Já foi há 35 anos (1988) que a Assembleia Geral das Nações Unidas e a OMS instituíram o dia 1 de dezembro como Dia Mundial de Luta contra a SIDA. Tinham, então, decorrido cerca de 7 anos desde os instantes em que foram descritos os primeiros casos daquela estranha pneumonia, acompanhada de uma marcada supressão imunológica, que parecia atingir sobretudo a comunidade homossexual nos Estados Unidos. Destes tempos até aos nossos dias, poder-se-á afirmar que quase tudo mudou?

Artigo da responsabilidade do Dr. Fausto Roxo. Coordenador do Núcleo de Estudos da Doença VIH da Sociedade Portuguesa de Medicina Interna

 

 

Efetivamente, os avanços científicos na área foram gigantescos e rápidos, considerando tratar-se de uma patologia identificada há pouco mais de 40 anos. O conhecimento do seu agente, epidemiologia, fisiopatologia e consequente terapêutica levou a progressos extraordinários na abordagem dos doentes, estando hoje distantes os tempos em que se falava de uma sentença de morte. Estamos hoje perante uma doença crónica, com supressão virológica e reconstituição imunitária como objetivos facilmente alcançáveis na maioria dos casos, com terapêuticas cómodas e bem toleradas.

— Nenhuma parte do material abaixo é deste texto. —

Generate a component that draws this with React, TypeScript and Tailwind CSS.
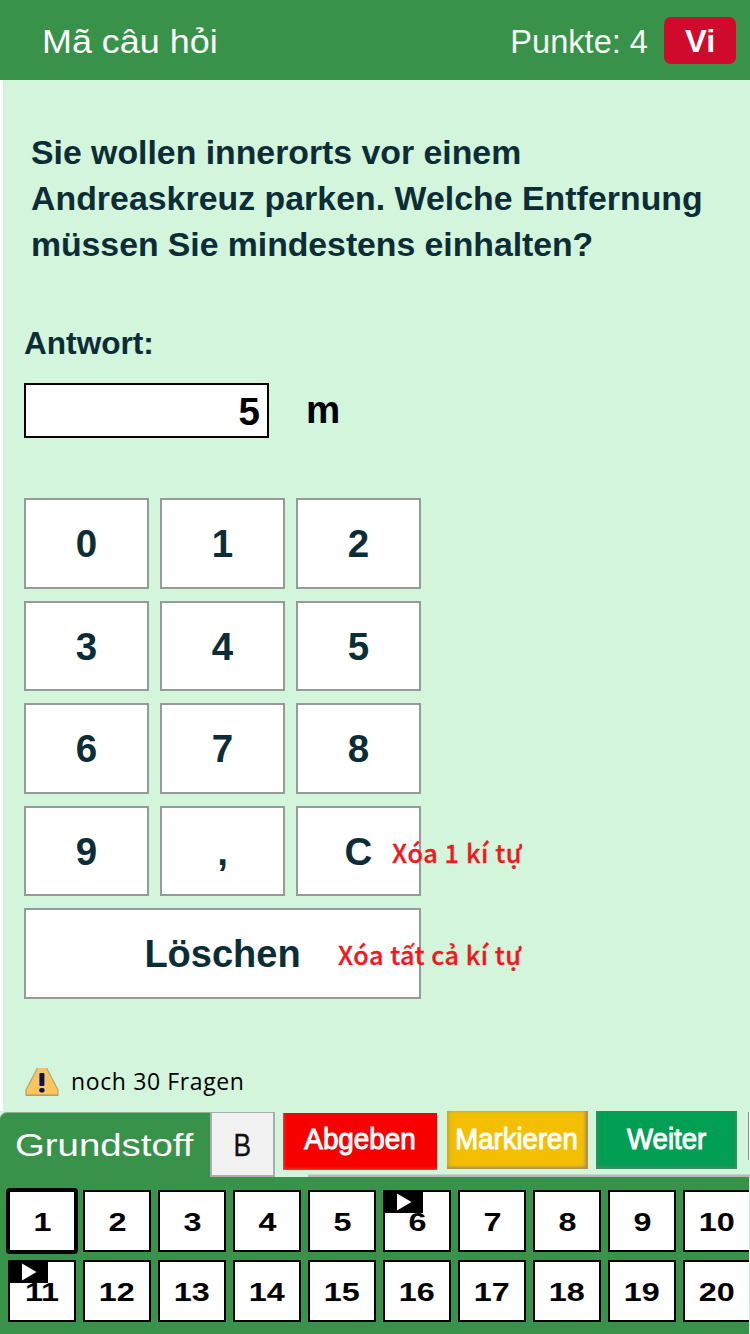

Realmente, podemos afirmar com segurança que as mudanças foram gigantescas.

Faz assim sentido continuar a assinalar este dia mundial e a chamar a atenção para a doença VIH?

Desde já, podemos afirmar que a resposta é um enorme SIM, por vários motivos:

Os avanços terapêuticos e de manejo da doença não foram acompanhados socialmente. Mantém-se a discriminação e o estigma a que estes doentes estão sujeitos. Tal deve-se aos eternos preconceitos, o não aceitar do “outro” e a uma continuada ignorância e desinformação em relação às formas de transmissão da doença. Esta situação é particularmente chocante entre estudantes universitários, autoridades de segurança e até em profissionais de saúde.

Existe informação relativamente recente que deve ser difundida à população, tal como a possibilidade de profilaxia pré-exposição, o mais próximo que temos de uma vacina; o conceito de “carga viral indetetável = vírus intransmissível” acentua a necessidade de diagnóstico e tratamento de todos os casos, podendo o seu conhecimento levar a uma redução do estigma.

A menor visibilidade da doença VIH nos media tem-se traduzido num aumento do número de novos casos nalguns grupos populacionais, nomeadamente homens que têm sexo com homens em idades muito jovens e também transmissão heterossexual em faixas etárias acima dos 50 anos.

Tem aumentado o número de diagnósticos em fases avançadas da doença, durante internamentos hospitalares, já com grave depressão imunitária e com doenças oportunistas. A falta de sensibilização da população e de profissionais de saúde conduz a um rastreio insuficiente e a dramáticos diagnósticos tardios. É necessário testar mais e tratar mais.

Não sendo hoje a doença VIH a tal “sentença de morte” de há 30 anos, ela continua a ser uma doença crónica, com necessidade de medicação permanente e vigilância atenta de comorbilidades e eventos adversos.

Vamos, assim, assinalar este Dia Mundial de Luta Contra a SIDA em 2023 de uma forma descomplexada, comemorativa e com o máximo de informação a todos.